Above photo: Karen and Brad Cook along with their sons Ben and Charlie have been living life at sea aboard their 47-foot catamaran Hangtime for a year now.
For a year now, home for Brad and Karen Cook and their two sons, eight-year-old Charlie and Ben, 10, has been their 47-foot catamaran Hangtime, where every day is an adventure and the scenery never stays the same for very long.
“It’s pretty dreamy,” said Karen Cook when asked during an interview what it was like living at sea.
“I think it’s like anything. There are some days it’s really hard and hectic, things go wrong… yesterday was pretty crazy, but today is great. You take the good with the bad.”
After buying Hangtime in November 2017, the Cooks began their life-at-sea adventure last June, spending the summer sailing around the Maritimes with family and friends.
“I grew up in Antigonish so the whole family was there,” said Karen. “That’s why it was so special to have the boat there all summer. It was great. We were constantly out sailing.”
The Cooks left Nova Scotia in mid-October and headed down the eastern seaboard. “We weren’t making a lot of headway between the weather and not wanting to push too hard” with the kids aboard so they “sailed right into Manhattan” past the Statue of Liberty and docked in New York City where “the boys and I jumped off and Brad had some friends come aboard and they sailed it from New York to the Bahamas,” where the family met up and spent the winter sailing the Caribbean.
Sailing was always Brad’s dream, said Karen.
“I didn’t understand the appeal of it really” but after spending a week on a catamaran a number of years ago “I realized a lifestyle at sea doesn’t mean you’re out slogging at sea all the time. There are water sports, you explore, there’s sunset sails… you have your house on your back and just go after that experience. I was a lot more onboard with Brad after that and it kind of gave us a goal to work toward. Brad never pushed. He just waited patiently in the background reading his sailing magazines just hoping one day I would get the bug. Lucky for both of us I did.”
Going into it, the Cooks were “pretty green,” said Karen. “Brad took a training course several years ago… I really had very little sailing experience so when we bought the boat in France, I just figured instead of learning on everyone else’s boat I’d learn on my own boat inside and out. The captain was a friend of mine and he had no problem with me coming along. Since then I’ve been taking classes through U.S. Sailing… we’re learning as we go.”
Cook said upwind capabilities, stability and liveability are among the advantages she sees with living on a catamaran as opposed to a mono hull.

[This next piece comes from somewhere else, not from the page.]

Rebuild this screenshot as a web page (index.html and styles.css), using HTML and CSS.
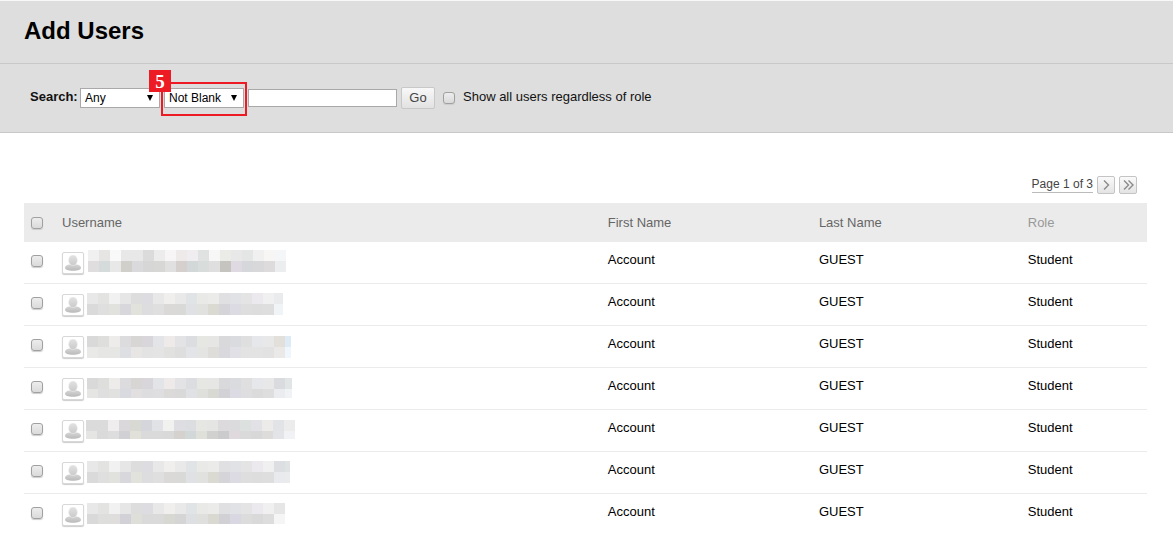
FILE: index.html
```html
<!DOCTYPE html>
<html lang="en">
<head>
<meta charset="utf-8">
<title>Add Users</title>
<link rel="stylesheet" href="styles.css">
</head>
<body>
<svg class="defs" aria-hidden="true">
  <defs>
    <linearGradient id="person" x1="0" y1="0" x2="0" y2="1">
      <stop offset="0" stop-color="#e2e2e2"/><stop offset="1" stop-color="#cacaca"/>
    </linearGradient>
    <linearGradient id="torso" x1="0" y1="0" x2="0" y2="1">
      <stop offset="0" stop-color="#d6d6d6"/><stop offset="1" stop-color="#b9b9b9"/>
    </linearGradient>
    <symbol id="avatar" viewBox="0 0 16 16">
      <path d="M0 13c0-2 2.500-3.500 5-3.500h6c2.500 0 5 1.500 5 3.500 0 1.500-3 2.800-8 2.800S0 14.500 0 13z" fill="url(#torso)"/>
      <ellipse cx="8" cy="5.300" rx="4.400" ry="5.300" fill="url(#person)" stroke="#eee" stroke-width=".5"/>
    </symbol>
  </defs>
</svg>
<header class="title-bar"><h1>Add Users</h1></header>
<form class="search">
  <label class="search-label" for="field">Search:</label>
  <span class="select"><select id="field"><option>Any</option></select></span>
  <span class="select marked"><select aria-label="Condition"><option>Not Blank</option></select><span class="step">5</span></span>
  <input class="query" type="text" aria-label="Search text">
  <button class="go" type="button">Go</button>
  <input class="check" type="checkbox" id="all">
  <label class="all-label" for="all">Show all users regardless of role</label>
</form>
<main>
  <nav class="pager">
    <a class="page" href="#">Page 1 of 3</a>
    <button type="button" aria-label="Next page"><svg viewBox="0 0 16 16"><path d="M6 3.500l4.500 4.500-4.500 4.500"/></svg></button>
    <button type="button" aria-label="Last page"><svg viewBox="0 0 16 16"><path d="M4 3.500l4.500 4.500-4.500 4.500M8.500 3.500l4.500 4.500-4.500 4.500"/></svg></button>
  </nav>
  <table>
    <colgroup><col class="c-check"><col class="c-user"><col class="c-first"><col class="c-last"><col></colgroup>
    <thead>
      <tr><th><input class="check" type="checkbox" aria-label="Select all"></th><th>Username</th><th>First Name</th><th>Last Name</th><th class="muted">Role</th></tr>
    </thead>
    <tbody id="users"></tbody>
  </table>
</main>
<script src="script.js"></script>
</body>
</html>
```
FILE: styles.css
```css
* { box-sizing: border-box; }
body {
  margin: 0;
  background: #fff;
  color: #000;
  font: 13px/16px "Liberation Sans", Arial, sans-serif;
}
.defs { position: absolute; width: 0; height: 0; }
.title-bar {
  padding: 16px 24px 19px;
  background: #dedede;
  border-top: 1px solid #f8f8f8;
  border-bottom: 1px solid #c8c8c8;
}
h1 { margin: 0; font-size: 24px; line-height: 27px; }
.search {
  display: flex;
  align-items: center;
  height: 69px;
  padding: 0 30px 1px;
  background: #dedede;
  border-bottom: 1px solid #c8c8c8;
}
.search-label { width: 50px; font-weight: bold; color: #111; padding-bottom: 2px; }
.select { position: relative; width: 80px; height: 20px; margin-right: 4px; }
.select select {
  display: block;
  width: 100%;
  height: 100%;
  padding: 0 4px;
  appearance: none;
  background: #fff;
  border: 1px solid #a9a9a9;
  border-radius: 0;
  color: #000;
  font: 12px "Liberation Sans", Arial, sans-serif;
}
.select::after {
  content: "";
  position: absolute;
  right: 7px;
  top: 7px;
  border: solid transparent;
  border-width: 6px 3px 0;
  border-top-color: #000;
  pointer-events: none;
}
.marked::before {
  content: "";
  position: absolute;
  inset: -6px -3px -8px;
  border: 2px solid #ed1c24;
  pointer-events: none;
}
.step {
  position: absolute;
  left: -15px;
  top: -18px;
  width: 22px;
  height: 22px;
  background: #ed1c24;
  color: #fff;
  font: bold 19px/24px "Liberation Serif", "Times New Roman", serif;
  text-align: center;
}
.query {
  width: 149px;
  height: 18px;
  padding: 0 2px;
  border: 1px solid #a9a9a9;
  background: #fff;
}
.go {
  width: 34px;
  height: 22px;
  margin: 0 8px 0 4px;
  padding: 0;
  border: 1px solid #c8c8c8;
  border-radius: 2px;
  background: linear-gradient(#f8f8f8, #e2e2e2);
  color: #444;
  font: 13px "Liberation Sans", Arial, sans-serif;
}
.check {
  display: block;
  flex: none;
  width: 12px;
  height: 12px;
  margin: 0;
  appearance: none;
  border: 1px solid #a0a0a0;
  border-radius: 3px;
  background: linear-gradient(#ededed, #dadada);
  box-shadow: 0 1px 1px #ccc;
}
.all-label { margin-left: 8px; padding-bottom: 2px; color: #111; }
main { padding: 42px 26px 0 24px; }
.pager {
  display: flex;
  justify-content: flex-end;
  align-items: center;
  gap: 4px;
  height: 20px;
  margin: 0 10px 8px 0;
}
.page {
  color: #444;
  font-size: 12px;
  line-height: 15px;
  text-decoration: none;
  border-bottom: 1px solid #bbb;
}
.pager button {
  width: 18px;
  height: 18px;
  padding: 0;
  border: 1px solid #c4c4c4;
  border-radius: 2px;
  background: linear-gradient(#fafafa, #e4e4e4);
}
.pager svg { display: block; width: 16px; height: 16px; fill: none; stroke: #8a8a8a; stroke-width: 1.4; }
table { width: 100%; table-layout: fixed; border-collapse: separate; border-spacing: 0; }
.c-check { width: 38px; }
.c-user { width: 48.6%; }
.c-first { width: 18.8%; }
.c-last { width: 18.6%; }
th {
  height: 39px;
  padding: 0;
  background: #ebebeb;
  color: #666;
  font-weight: normal;
  text-align: left;
}
th.muted { color: #999; }
td { height: 42px; padding: 10px 0 0; vertical-align: top; border-bottom: 1px solid #ebebeb; }
tr:last-child td { border-bottom: 0; }
th .check, td .check { margin-left: 7px; }
td .check { margin-top: 3px; }
.user { display: flex; margin-top: -2px; }
.avatar {
  width: 22px;
  height: 22px;
  margin: 2px 2px 0 0;
  padding: 2px;
  border: 1px solid #d8d8d8;
  border-radius: 2px;
  background: #fff;
  box-shadow: 0 1px 1px #ccc;
}
.name { display: block; width: 212px; height: 25px; shape-rendering: crispEdges; }
```
FILE: script.js
```js
// Masked user names: x, y, width, height, then the two rows of 11px tiles.
const names = [
  [2, 0, 198, 22,
    "f0f0f0 e7e5e4 f9f9f9 e8e8e8 e8e8e8 dbdbdb ececec f7f5f6 eeeaea efedef dfe2e1 f7f7f7 ebebe8 e8e8e8 e4e6e5 f0f0f0 f8f6f4 f5f6f8",
    "dfdddd d5dada e8e8e8 d0cfc9 dadadc d6d6d7 d7d7d5 e0e0e1 d5d0cd d2d7d7 d8dddb dfdfdf c5c4be dfd9e1 d5d7da d8d8da dddbdb ebedef"],
  [1, 1, 196, 22,
    "e8e8e9 e3e3e2 f1f1f1 e6e6e7 dedddd dddce0 e8e8e9 f0efed e9e9ea e1e4e7 e9e9e8 ebebe9 e0dfe2 e1e2e6 e4e4e5 ebe9ed f0f0f1 e9ebec",
    "dadadb dfdfdf e1e1de d7d7dc e1e2db dddddf dfdfe0 dbd9d7 d9d9d8 dfe1e4 e1e1df dadad3 d5d4d9 dcdae3 dedede dddddd dedede f0f4f6"],
  [1, 2, 204, 22,
    "d9d9da dededd edecea dcdcde d8d6d5 d8d6da e3e4e8 eeeaea e3e3e6 dcdde1 e6e6e3 e6e6e4 d9d9db dadbdf dfdfdf e6e7eb e8e8e9 e3dfdb deeaf5",
    "e9e9e8 e6e6e5 e6e6e4 dedfe3 e8e6e5 e3e3e3 e4e4e4 e1e1df dedede e3e4e8 e4e4e3 deddda d9d8dc e1e0e6 e3e3e4 e3e3e3 e2e2e2 ebe9e8 eff6fc"],
  [1, 2, 205, 20,
    "d9d9da dededd edecea dcdcde d8d6d5 d8d6da e3e4e8 eeeaea e3e3e6 dcdde1 e6e6e3 e6e6e4 d9d9db dadbdf dfdfdf e6e7eb e8e8e9 d9dbde e1e5e6",
    "e5e5e4 dfdfdf e1e1df d8dae0 e1dfdf dddddf dedee0 dbdad8 d9d9d9 dfe1e4 dfe0db d9d9d4 d2d1d5 dcdbe3 dedee0 dbdbdb dedede ebecef f1f2f5"],
  [0, 2, 209, 19,
    "dbdbdc dbdbdb efedee dad8da d9d9d4 d4d6dc e0e2e5 f1f1f0 dedde1 dbdde0 e6e7e3 e5e5e4 dcdadc dbdadc dce0df e2e1e6 edebe9 e2e3e6 ececed",
    "e5e5e4 dadada dddddd d1d0d4 e1e1da dadadb dadadb d9d9da d5d1ce d2d7d7 dfe0da d1d1d0 cbcacc dfd9dd dadadb d8d8d8 dddcdb e2e4e8 f1f2f5"],
  [1, 1, 203, 22,
    "e8e8e9 e3e3e2 f1f1f1 e6e6e7 dedddd dddce0 e8e8e9 f0efed e9e9ea e1e4e7 e9e9e8 ebebe9 e0dfe2 e1e2e6 e4e4e5 ebe9ed f0f0f1 dcdee1 e0e3e3",
    "dadadb dfdfdf e1e1de d7d7dc e1e2db dddddf dfdfe0 dbd9d7 d9d9d8 dfe1e4 e1e1df dadad3 d5d4d9 dcdae3 dedede dddddd dedede e8eaed e9ebed"],
  [1, 1, 198, 21,
    "e8e8e9 e3e3e2 f1f1f1 e6e6e7 dedddd dddce0 e8e8e9 f0efed e9e9ea e1e4e7 e9e9e8 ebebe9 e0dfe2 e1e2e6 e4e4e5 ebe9ed f0f0f1 e6e6e7",
    "d9d9da dededd dfdedc d2d1d8 dfdfd9 dadadb dadadb d8d8d3 d5d5d5 dedfe3 dfdfdd d9d9d1 d1d0d4 d9d8e2 dcdcdc d9d9d9 dddddd f5f5f5"]
];

function mosaic([x, y, w, h, ...rows]) {
  const tiles = rows.map((row, r) => row.split(" ").map((color, i) => {
    const tw = Math.min(11, w - i * 11);
    const th = r ? h - 11 : 11;
    return `<rect x="${x + i * 11}" y="${y + r * 11}" width="${tw}" height="${th}" fill="#${color}"/>`;
  }).join("")).join("");
  return `<svg class="name" aria-hidden="true">${tiles}</svg>`;
}

document.getElementById("users").innerHTML = names.map(name => `
  <tr>
    <td><input class="check" type="checkbox" aria-label="Select user"></td>
    <td><div class="user"><svg class="avatar"><use href="#avatar"/></svg>${mosaic(name)}</div></td>
    <td>Account</td><td>GUEST</td><td>Student</td>
  </tr>`).join("");
```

“The living quarters are above the waterline with a bright beautiful salon and galley. That’s better than being down under the sea all day in my opinion.”
As for homeschooling the boys, “It’s all new to us but I think it’s going pretty well. They’re getting the hang of it. They have a good attitude about it so that’s the key thing. They know we have to do school, so they sit down and get it done. They like to learn, they’re smart, they like reading, they enjoy it so that makes it a lot easier than if they were putting up a fuss about it.”
The Cooks plan to sail to Grenada where “we’ll probably put the boat on the hard for a few weeks” this summer when they come back to Nova Scotia for a visit and “then continue southward so hopefully by the time the real serious storm season comes we’re far enough south we’re out of range. That’s sort of the plan,” said Karen.
“If we end up staying on the boat for an extended period of time, which is pretty likely, we’ll continue through the Panama Canel and to the South Pacific, if all goes well. That’s kind of what we’re thinking. If we’re enjoying it, having fun, and it’s good for our family, then we’ll keep going. If it gets to the point where we’ve had enough, we’ll just stop. We don’t really have an agenda in terms that we want to circumnavigate… We just want to enjoy it and if we stop enjoying it, then we stop.”